Touch Radio 64 | Yannick Dauby
14.06.11 - Arches – 25:05 - 320 kbps
Photo: Dave Knapik
A few years ago, I had the chance to participate in the organization of a scientific seminar about the relationship between canids and humans, the conferences spreading between ecology, ethology, psychology and anthropology ("Entre Chiens Et Loups", Lyon, 2006). Amongst the invited scientists was Dave Mech a wildlife biologist who spent all his life studying wolves in the field, and in particular on Ellesmere Island located in the Canadian Arctic Archipelago.
We drove together to visit an area in Lozère, the least populated department of France, where some wolves are kept in in semi-captivity, which means that they are living an unusually large enclosure. Those animals were originally rescued from poachers, and the park has a very good reputation for introducing them to the public. There I could observe the wolves in the company of Dave Mech, who provided some invaluable insight into their behaviour.

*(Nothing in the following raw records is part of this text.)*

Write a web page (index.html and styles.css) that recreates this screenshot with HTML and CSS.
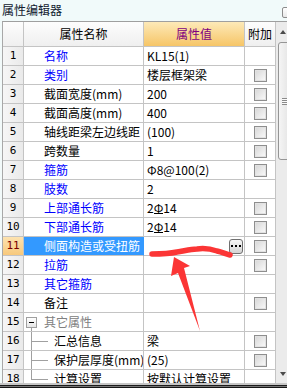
FILE: index.html
```html
<!DOCTYPE html>
<html lang="zh-CN">

<head>
  <meta charset="UTF-8">
  <meta name="viewport" content="width=device-width, initial-scale=1.0">
  <title>属性编辑器</title>
  <link rel="stylesheet" href="styles.css">
</head>

<body>
  <div class="window">
    <div class="titlebar">
      <span class="title">属性编辑器</span>
      <span class="close-btn"></span>
    </div>

    <div class="editor">
      <div class="grid">
        <div class="row head">
          <div class="num"></div>
          <div class="name">属性名称</div>
          <div class="value">属性值</div>
          <div class="extra">附加</div>
        </div>
        <div class="row">
          <div class="num">1</div>
          <div class="name link">名称</div>
          <div class="value">KL15(1)</div>
          <div class="extra"></div>
        </div>
        <div class="row">
          <div class="num">2</div>
          <div class="name link">类别</div>
          <div class="value">楼层框架梁</div>
          <div class="extra"><span class="check"></span></div>
        </div>
        <div class="row">
          <div class="num">3</div>
          <div class="name">截面宽度(mm)</div>
          <div class="value">200</div>
          <div class="extra"><span class="check"></span></div>
        </div>
        <div class="row">
          <div class="num">4</div>
          <div class="name">截面高度(mm)</div>
          <div class="value">400</div>
          <div class="extra"><span class="check"></span></div>
        </div>
        <div class="row">
          <div class="num">5</div>
          <div class="name">轴线距梁左边线距</div>
          <div class="value">(100)</div>
          <div class="extra"><span class="check"></span></div>
        </div>
        <div class="row">
          <div class="num">6</div>
          <div class="name">跨数量</div>
          <div class="value">1</div>
          <div class="extra"><span class="check"></span></div>
        </div>
        <div class="row">
          <div class="num">7</div>
          <div class="name link">箍筋</div>
          <div class="value">Φ8@100(2)</div>
          <div class="extra"><span class="check"></span></div>
        </div>
        <div class="row">
          <div class="num">8</div>
          <div class="name link">肢数</div>
          <div class="value">2</div>
          <div class="extra"></div>
        </div>
        <div class="row">
          <div class="num">9</div>
          <div class="name link">上部通长筋</div>
          <div class="value">2<span class="hrb">Φ</span>14</div>
          <div class="extra"><span class="check"></span></div>
        </div>
        <div class="row">
          <div class="num">10</div>
          <div class="name link">下部通长筋</div>
          <div class="value">2<span class="hrb">Φ</span>14</div>
          <div class="extra"><span class="check"></span></div>
        </div>
        <div class="row">
          <div class="num current">11</div>
          <div class="name selected">侧面构造或受扭筋</div>
          <div class="value editing">
            <span class="more-btn">
              <svg width="10" height="4" viewBox="0 0 10 4">
                <rect x="0" y="1" width="2" height="2" fill="#000" />
                <rect x="4" y="1" width="2" height="2" fill="#000" />
                <rect x="8" y="1" width="2" height="2" fill="#000" />
              </svg>
            </span>
          </div>
          <div class="extra"><span class="check"></span></div>
        </div>
        <div class="row">
          <div class="num">12</div>
          <div class="name link">拉筋</div>
          <div class="value"></div>
          <div class="extra"><span class="check"></span></div>
        </div>
        <div class="row">
          <div class="num">13</div>
          <div class="name link">其它箍筋</div>
          <div class="value"></div>
          <div class="extra"></div>
        </div>
        <div class="row">
          <div class="num">14</div>
          <div class="name">备注</div>
          <div class="value"></div>
          <div class="extra"><span class="check"></span></div>
        </div>
        <div class="row">
          <div class="num">15</div>
          <div class="name group"><span class="toggle"></span>其它属性</div>
          <div class="value"></div>
          <div class="extra"></div>
        </div>
        <div class="row">
          <div class="num">16</div>
          <div class="name child"><span class="branch"></span>汇总信息</div>
          <div class="value">梁</div>
          <div class="extra"><span class="check"></span></div>
        </div>
        <div class="row">
          <div class="num">17</div>
          <div class="name child"><span class="branch"></span>保护层厚度(mm)</div>
          <div class="value">(25)</div>
          <div class="extra"><span class="check"></span></div>
        </div>
        <div class="row">
          <div class="num">18</div>
          <div class="name child"><span class="branch last"></span>计算设置</div>
          <div class="value">按默认计算设置</div>
          <div class="extra"></div>
        </div>
      </div>

      <div class="vscroll">
        <div class="arrow"><span class="tri up"></span></div>
        <div class="thumb"><span class="grip"></span></div>
        <div class="track"></div>
        <div class="arrow"><span class="tri down"></span></div>
      </div>
    </div>

    <div class="bottom-edge"></div>
  </div>

  <!-- hand drawn red mark over the grid -->
  <svg class="marks" width="287" height="388" viewBox="0 0 287 388">
    <path d="M152,254 C160,254 168,254 177,252 C184,251 190,249 197,249 C204,248 211,249 217,251 C222,252 226,254 230,255"
      fill="none" stroke="#fb3535" stroke-width="5.5" stroke-linecap="round" />
    <path d="M174,257 L190,266 L184,268 L200,331 L178,273 L171,276 Z" fill="#fb3535" />
  </svg>
</body>

</html>
```

FILE: styles.css
```css
* {
  box-sizing: border-box;
}

body {
  margin: 0;
  width: 287px;
  height: 388px;
  overflow: hidden;
  position: relative;
  background: #f2fafa;
  font-family: "Noto Sans CJK SC", sans-serif;
  font-size: 12px;
  color: #000;
}

.window {
  display: flex;
  flex-direction: column;
  height: 388px;
}

.titlebar {
  height: 21px;
  flex: none;
  display: flex;
  align-items: flex-start;
  padding-left: 2px;
  background: #f1fafa;
}

.title {
  line-height: 20px;
  color: #14202e;
  text-shadow: 0 0 2px #ffffff, 0 0 1px #bfe8f0;
}

.close-btn {
  margin-left: auto;
  margin-right: -10px;
  margin-top: 7px;
  width: 15px;
  height: 11px;
  border: 1px solid #8c8c8c;
  border-radius: 2px;
  background: linear-gradient(#ffffff, #e8e8e8);
}

.editor {
  flex: 1;
  display: flex;
  overflow: hidden;
  margin-left: 2px;
  border-top: 1px solid #9f9f9f;
  border-left: 1px solid #a8a8a8;
  background: #fff;
}

.grid {
  width: 273px;
  flex: none;
}

.row {
  display: grid;
  grid-template-columns: 21px 120px 101px 31px;
  height: 19px;
}

.row > div {
  border-right: 1px solid #c4c4c4;
  border-bottom: 1px solid #c4c4c4;
  line-height: 18px;
  white-space: nowrap;
  overflow: hidden;
  background: #fff;
}

.row.head {
  height: 25px;
}

.row.head > div {
  line-height: 24px;
  text-align: center;
  background: linear-gradient(#fdfdfd, #efefef);
  padding: 0;
}

.row.head .value {
  background: linear-gradient(#fde9b8, #f6c567);
  color: #800080;
}

.row .num {
  text-align: center;
  font-family: "DejaVu Sans Mono", monospace;
  font-size: 11px;
  background: linear-gradient(90deg, #f6f6f6, #eaeaea);
}

.row .num.current {
  background: linear-gradient(#fde3b0, #f7c97c);
  color: #7a0000;
}

.name {
  padding-left: 20px;
}

.name.link {
  color: #0000ff;
}

.row .name.selected {
  background: #3399ff;
  color: #fff;
  border-right-color: #3399ff;
}

.name.group {
  display: flex;
  align-items: center;
  padding-left: 2px;
  color: #808080;
}

.toggle {
  position: relative;
  width: 11px;
  height: 11px;
  margin-right: 7px;
  border: 1px solid #a0a0a0;
  background: linear-gradient(#000, #000) center / 5px 1px no-repeat, linear-gradient(#ffffff, #e6e6e6);
}

.toggle::after {
  content: "";
  position: absolute;
  left: 4px;
  top: 10px;
  width: 1px;
  height: 5px;
  background: #a0a0a0;
}

.name.child {
  display: flex;
  padding-left: 7px;
}

.branch {
  width: 23px;
  height: 18px;
  flex: none;
  background:
    linear-gradient(#a0a0a0, #a0a0a0) 0 0 / 1px 100% no-repeat,
    linear-gradient(#a0a0a0, #a0a0a0) 0 9px / 17px 1px no-repeat;
}

.branch.last {
  background:
    linear-gradient(#a0a0a0, #a0a0a0) 0 0 / 1px 10px no-repeat,
    linear-gradient(#a0a0a0, #a0a0a0) 0 9px / 17px 1px no-repeat;
}

.value {
  padding-left: 3px;
}

.hrb {
  display: inline-block;
  line-height: 11px;
  border-bottom: 1px solid #000;
}

.value.editing {
  display: flex;
  align-items: center;
  padding-right: 1px;
}

.more-btn {
  margin-left: auto;
  width: 14px;
  height: 15px;
  display: flex;
  align-items: center;
  justify-content: center;
  border: 1px solid #6f6f6f;
  border-radius: 3px;
  background: linear-gradient(#f6f6f6, #d4d4d4);
}

.extra {
  display: flex;
  align-items: center;
  justify-content: center;
}

.check {
  width: 13px;
  height: 13px;
  border: 1px solid #8e8e8e;
  box-shadow: inset 0 0 0 1px #e2e2e2;
  background: linear-gradient(135deg, #d6d6d6, #fbfbfb);
}

.vscroll {
  width: 17px;
  flex: none;
  display: flex;
  flex-direction: column;
  background: #ebebeb;
}

.arrow {
  height: 19px;
  flex: none;
  display: flex;
  align-items: center;
  padding-left: 4px;
}

.tri {
  width: 0;
  height: 0;
  border-left: 3.5px solid transparent;
  border-right: 3.5px solid transparent;
}

.tri.up {
  border-bottom: 4px solid #4a4a4a;
}

.tri.down {
  border-top: 4px solid #4a4a4a;
}

.thumb {
  height: 118px;
  flex: none;
  margin: 1px 0 0 2px;
  display: flex;
  align-items: center;
  padding-left: 3px;
  border: 1px solid #959595;
  border-radius: 3px;
  background: linear-gradient(90deg, #f5f5f5, #e0e0e0);
}

.grip {
  width: 8px;
  height: 7px;
  background: repeating-linear-gradient(#8a8a8a 0 1px, #fafafa 1px 2px);
}

.track {
  flex: 1;
}

.bottom-edge {
  height: 5px;
  flex: none;
  background: linear-gradient(#c6c6c6 0 2px, #1c1c1c 2px 3px, #767676 3px 4px, #161616 4px);
}

.marks {
  position: absolute;
  left: 0;
  top: 0;
  pointer-events: none;
}
```
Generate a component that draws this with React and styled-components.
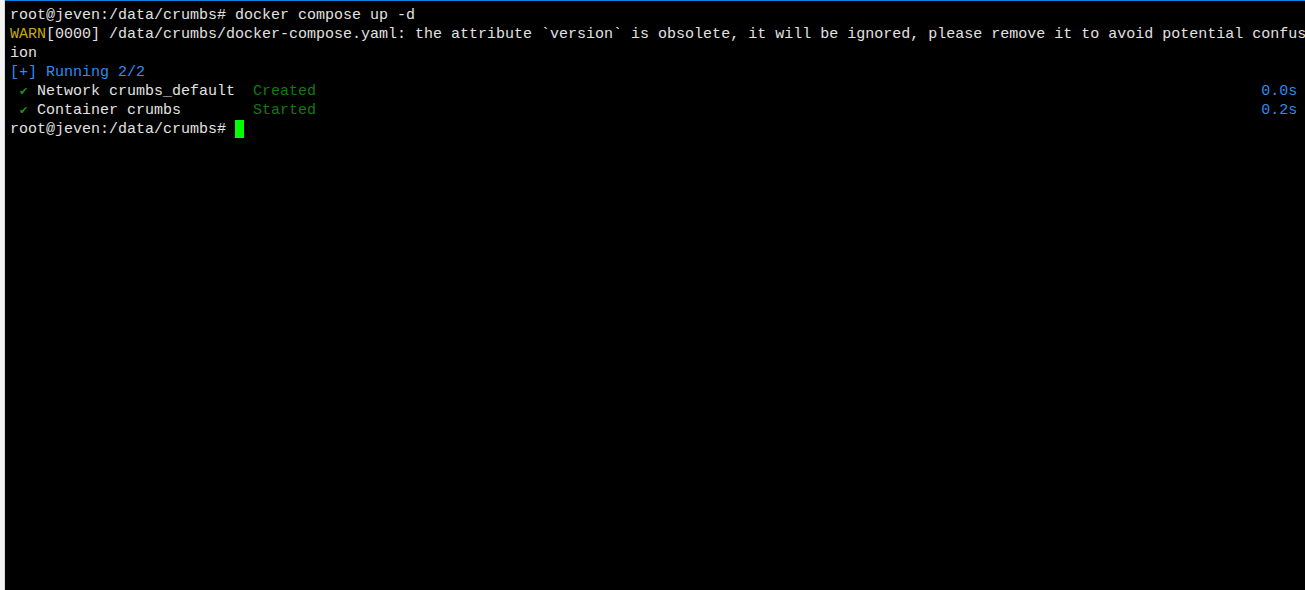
import React from "react";
import styled, { createGlobalStyle } from "styled-components";

const Global = createGlobalStyle`
  html, body { margin: 0; padding: 0; background: #f0f0f0; }
  body { width: 1305px; height: 590px; overflow: hidden; }
`;

const Window = styled.div`
  display: flex;
  width: 1305px;
  height: 590px;
  background: #f0f0f0;
`;

const Frame = styled.div`
  width: 4px;
  flex: none;
  background: #f3f3f3;
  border-right: 1px solid #d9d9d9;
`;

const Terminal = styled.div`
  flex: 1;
  min-width: 0;
  background: #000;
  border-top: 1px solid #0a84e0;
  padding: 5px 0 0 5px;
  overflow: hidden;
  font-family: "Liberation Mono", "DejaVu Sans Mono", monospace;
  font-size: 15px;
  line-height: 19px;
  color: #e2e2e2;
`;

const Line = styled.div`
  white-space: pre;
  height: 19px;
`;

const Tone = styled.span`
  color: ${(p) =>
    ({
      warn: "#c8aa00",
      blue: "#2f8cf0",
      green: "#137a13",
      check: "#1f8f1f",
    })[p.$tone] || "inherit"};
`;

const Check = styled.span`
  display: inline-block;
  width: 9px;
  text-align: center;
  color: #1f8f1f;
  font-family: "DejaVu Sans", sans-serif;
  font-size: 11px;
`;

const Cursor = styled.span`
  display: inline-block;
  width: 9px;
  height: 18px;
  background: #00ff00;
  vertical-align: -5px;
`;

const pad = (n) => " ".repeat(n);

export default function App() {
  return (
    <>
      <Global />
      <Window>
        <Frame />
        <Terminal>
          <Line>root@jeven:/data/crumbs# docker compose up -d</Line>
          <Line>
            <Tone $tone="warn">WARN</Tone>[0000] /data/crumbs/docker-compose.yaml: the attribute `version` is obsolete, it will be ignored, please remove it to avoid potential confus
          </Line>
          <Line>ion</Line>
          <Line>
            <Tone $tone="blue">[+] Running 2/2</Tone>
          </Line>
          <Line>
            {" "}
            <Check>✔</Check> Network crumbs_default  <Tone $tone="green">Created</Tone>
            {pad(105)}
            <Tone $tone="blue">0.0s</Tone>
          </Line>
          <Line>
            {" "}
            <Check>✔</Check> Container crumbs{pad(8)}<Tone $tone="green">Started</Tone>
            {pad(105)}
            <Tone $tone="blue">0.2s</Tone>
          </Line>
          <Line>
            root@jeven:/data/crumbs# <Cursor />
          </Line>
        </Terminal>
      </Window>
    </>
  );
}
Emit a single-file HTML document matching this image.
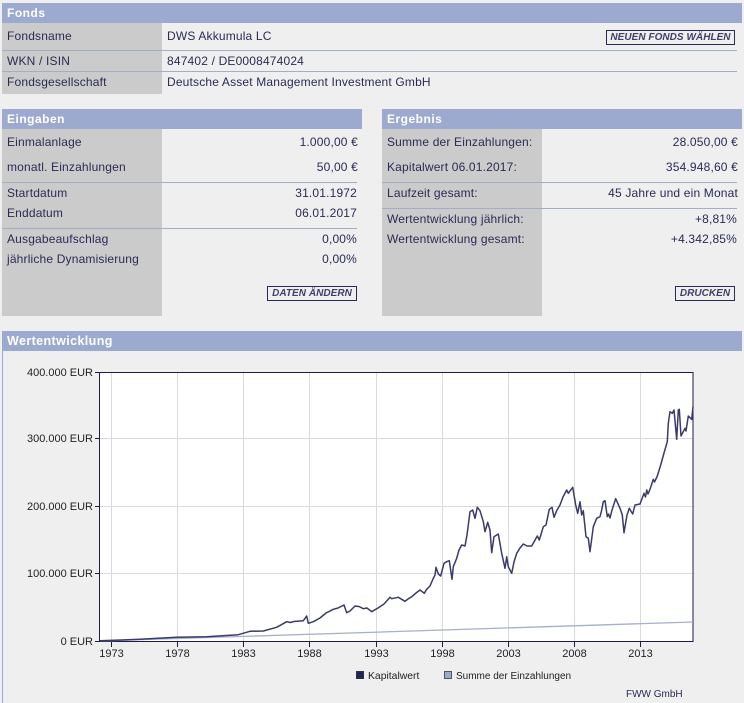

Last year, I went back again to visit the wolves with Sylvain Macchi who is in charge of the park. I was able to record the songs of the wolves in the middle of the night and the early morning one February during their mating season. The barks are often associated with aggressive behaviours, meanwhile the chantings are a way to reinforce the cohesion of the group and calm down the tensions. The effect of these sounds, listening to wolves chanting in the complete darkness, is an extreme experience. Those arch-shaped tones are amongst the most beautiful things one can hear from the animal kingdom.
Composed in May 2011. Field recordings mostly made in February 2010.
Thanks a lot to Dave Mech for the inspiration and Sylvain Macchi for introducing me to the wolves of Gevaudan.